— JOB —
With the images removed, repeat the data below exactly.

— SUPPLIED DATA —
>> Start

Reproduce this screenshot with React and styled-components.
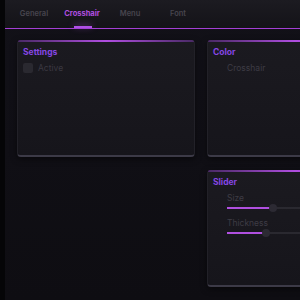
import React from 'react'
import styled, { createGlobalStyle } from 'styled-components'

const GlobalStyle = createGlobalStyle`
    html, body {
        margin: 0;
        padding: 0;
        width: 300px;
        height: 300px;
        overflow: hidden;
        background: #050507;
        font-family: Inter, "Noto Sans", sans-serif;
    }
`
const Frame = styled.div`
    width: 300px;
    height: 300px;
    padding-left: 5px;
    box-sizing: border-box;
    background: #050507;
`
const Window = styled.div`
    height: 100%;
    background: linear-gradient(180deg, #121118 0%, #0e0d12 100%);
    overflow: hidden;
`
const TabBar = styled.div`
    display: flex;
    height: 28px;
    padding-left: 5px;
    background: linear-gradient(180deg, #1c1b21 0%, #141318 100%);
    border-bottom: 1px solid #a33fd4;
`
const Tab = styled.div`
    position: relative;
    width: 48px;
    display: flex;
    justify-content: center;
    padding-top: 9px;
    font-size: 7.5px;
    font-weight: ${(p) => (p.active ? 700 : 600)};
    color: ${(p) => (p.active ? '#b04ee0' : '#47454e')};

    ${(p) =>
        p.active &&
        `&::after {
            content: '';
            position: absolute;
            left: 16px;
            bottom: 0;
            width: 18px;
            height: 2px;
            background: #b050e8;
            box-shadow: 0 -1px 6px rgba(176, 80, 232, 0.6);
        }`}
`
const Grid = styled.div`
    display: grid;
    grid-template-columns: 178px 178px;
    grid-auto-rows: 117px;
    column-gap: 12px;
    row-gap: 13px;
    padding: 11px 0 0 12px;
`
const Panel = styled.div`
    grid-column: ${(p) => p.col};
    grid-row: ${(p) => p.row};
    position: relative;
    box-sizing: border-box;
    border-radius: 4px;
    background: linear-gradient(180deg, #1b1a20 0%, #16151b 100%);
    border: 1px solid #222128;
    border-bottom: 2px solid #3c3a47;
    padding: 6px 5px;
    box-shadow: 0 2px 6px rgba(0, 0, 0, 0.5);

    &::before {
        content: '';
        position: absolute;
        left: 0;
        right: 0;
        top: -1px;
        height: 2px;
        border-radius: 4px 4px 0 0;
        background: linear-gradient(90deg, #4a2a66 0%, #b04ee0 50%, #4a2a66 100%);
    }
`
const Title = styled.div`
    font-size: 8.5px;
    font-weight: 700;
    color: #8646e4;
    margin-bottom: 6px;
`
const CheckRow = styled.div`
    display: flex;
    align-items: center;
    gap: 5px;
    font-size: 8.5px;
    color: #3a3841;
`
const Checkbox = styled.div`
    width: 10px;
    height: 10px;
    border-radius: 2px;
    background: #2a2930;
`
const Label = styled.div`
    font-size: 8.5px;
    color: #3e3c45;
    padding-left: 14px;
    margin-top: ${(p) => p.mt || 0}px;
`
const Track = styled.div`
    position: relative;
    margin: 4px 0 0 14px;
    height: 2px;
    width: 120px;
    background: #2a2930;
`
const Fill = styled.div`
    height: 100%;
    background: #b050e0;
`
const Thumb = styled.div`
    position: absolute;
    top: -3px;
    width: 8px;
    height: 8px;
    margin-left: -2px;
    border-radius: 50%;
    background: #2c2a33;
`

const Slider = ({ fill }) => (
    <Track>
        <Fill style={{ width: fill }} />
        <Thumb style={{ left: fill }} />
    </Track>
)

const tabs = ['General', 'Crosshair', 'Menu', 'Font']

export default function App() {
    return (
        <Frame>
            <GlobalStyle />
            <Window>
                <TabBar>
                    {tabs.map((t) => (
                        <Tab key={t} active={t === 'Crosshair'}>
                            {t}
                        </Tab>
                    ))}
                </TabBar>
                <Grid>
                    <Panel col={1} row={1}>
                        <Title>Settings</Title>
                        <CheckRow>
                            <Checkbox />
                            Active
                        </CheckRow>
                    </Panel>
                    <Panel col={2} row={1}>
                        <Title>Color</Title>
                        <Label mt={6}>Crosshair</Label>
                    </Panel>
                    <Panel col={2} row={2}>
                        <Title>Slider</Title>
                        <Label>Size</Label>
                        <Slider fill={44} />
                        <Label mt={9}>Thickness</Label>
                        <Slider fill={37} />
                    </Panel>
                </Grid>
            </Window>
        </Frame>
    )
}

>> End

— SOLVED PROBLEM —
Reproduce this screenshot with React and styled-components.
import React from 'react'
import styled, { createGlobalStyle } from 'styled-components'

const GlobalStyle = createGlobalStyle`
    html, body {
        margin: 0;
        padding: 0;
        width: 300px;
        height: 300px;
        overflow: hidden;
        background: #050507;
        font-family: Inter, "Noto Sans", sans-serif;
    }
`
const Frame = styled.div`
    width: 300px;
    height: 300px;
    padding-left: 5px;
    box-sizing: border-box;
    background: #050507;
`
const Window = styled.div`
    height: 100%;
    background: linear-gradient(180deg, #121118 0%, #0e0d12 100%);
    overflow: hidden;
`
const TabBar = styled.div`
    display: flex;
    height: 28px;
    padding-left: 5px;
    background: linear-gradient(180deg, #1c1b21 0%, #141318 100%);
    border-bottom: 1px solid #a33fd4;
`
const Tab = styled.div`
    position: relative;
    width: 48px;
    display: flex;
    justify-content: center;
    padding-top: 9px;
    font-size: 7.5px;
    font-weight: ${(p) => (p.active ? 700 : 600)};
    color: ${(p) => (p.active ? '#b04ee0' : '#47454e')};

    ${(p) =>
        p.active &&
        `&::after {
            content: '';
            position: absolute;
            left: 16px;
            bottom: 0;
            width: 18px;
            height: 2px;
            background: #b050e8;
            box-shadow: 0 -1px 6px rgba(176, 80, 232, 0.6);
        }`}
`
const Grid = styled.div`
    display: grid;
    grid-template-columns: 178px 178px;
    grid-auto-rows: 117px;
    column-gap: 12px;
    row-gap: 13px;
    padding: 11px 0 0 12px;
`
const Panel = styled.div`
    grid-column: ${(p) => p.col};
    grid-row: ${(p) => p.row};
    position: relative;
    box-sizing: border-box;
    border-radius: 4px;
    background: linear-gradient(180deg, #1b1a20 0%, #16151b 100%);
    border: 1px solid #222128;
    border-bottom: 2px solid #3c3a47;
    padding: 6px 5px;
    box-shadow: 0 2px 6px rgba(0, 0, 0, 0.5);

    &::before {
        content: '';
        position: absolute;
        left: 0;
        right: 0;
        top: -1px;
        height: 2px;
        border-radius: 4px 4px 0 0;
        background: linear-gradient(90deg, #4a2a66 0%, #b04ee0 50%, #4a2a66 100%);
    }
`
const Title = styled.div`
    font-size: 8.5px;
    font-weight: 700;
    color: #8646e4;
    margin-bottom: 6px;
`
const CheckRow = styled.div`
    display: flex;
    align-items: center;
    gap: 5px;
    font-size: 8.5px;
    color: #3a3841;
`
const Checkbox = styled.div`
    width: 10px;
    height: 10px;
    border-radius: 2px;
    background: #2a2930;
`
const Label = styled.div`
    font-size: 8.5px;
    color: #3e3c45;
    padding-left: 14px;
    margin-top: ${(p) => p.mt || 0}px;
`
const Track = styled.div`
    position: relative;
    margin: 4px 0 0 14px;
    height: 2px;
    width: 120px;
    background: #2a2930;
`
const Fill = styled.div`
    height: 100%;
    background: #b050e0;
`
const Thumb = styled.div`
    position: absolute;
    top: -3px;
    width: 8px;
    height: 8px;
    margin-left: -2px;
    border-radius: 50%;
    background: #2c2a33;
`

const Slider = ({ fill }) => (
    <Track>
        <Fill style={{ width: fill }} />
        <Thumb style={{ left: fill }} />
    </Track>
)

const tabs = ['General', 'Crosshair', 'Menu', 'Font']

export default function App() {
    return (
        <Frame>
            <GlobalStyle />
            <Window>
                <TabBar>
                    {tabs.map((t) => (
                        <Tab key={t} active={t === 'Crosshair'}>
                            {t}
                        </Tab>
                    ))}
                </TabBar>
                <Grid>
                    <Panel col={1} row={1}>
                        <Title>Settings</Title>
                        <CheckRow>
                            <Checkbox />
                            Active
                        </CheckRow>
                    </Panel>
                    <Panel col={2} row={1}>
                        <Title>Color</Title>
                        <Label mt={6}>Crosshair</Label>
                    </Panel>
                    <Panel col={2} row={2}>
                        <Title>Slider</Title>
                        <Label>Size</Label>
                        <Slider fill={44} />
                        <Label mt={9}>Thickness</Label>
                        <Slider fill={37} />
                    </Panel>
                </Grid>
            </Window>
        </Frame>
    )
}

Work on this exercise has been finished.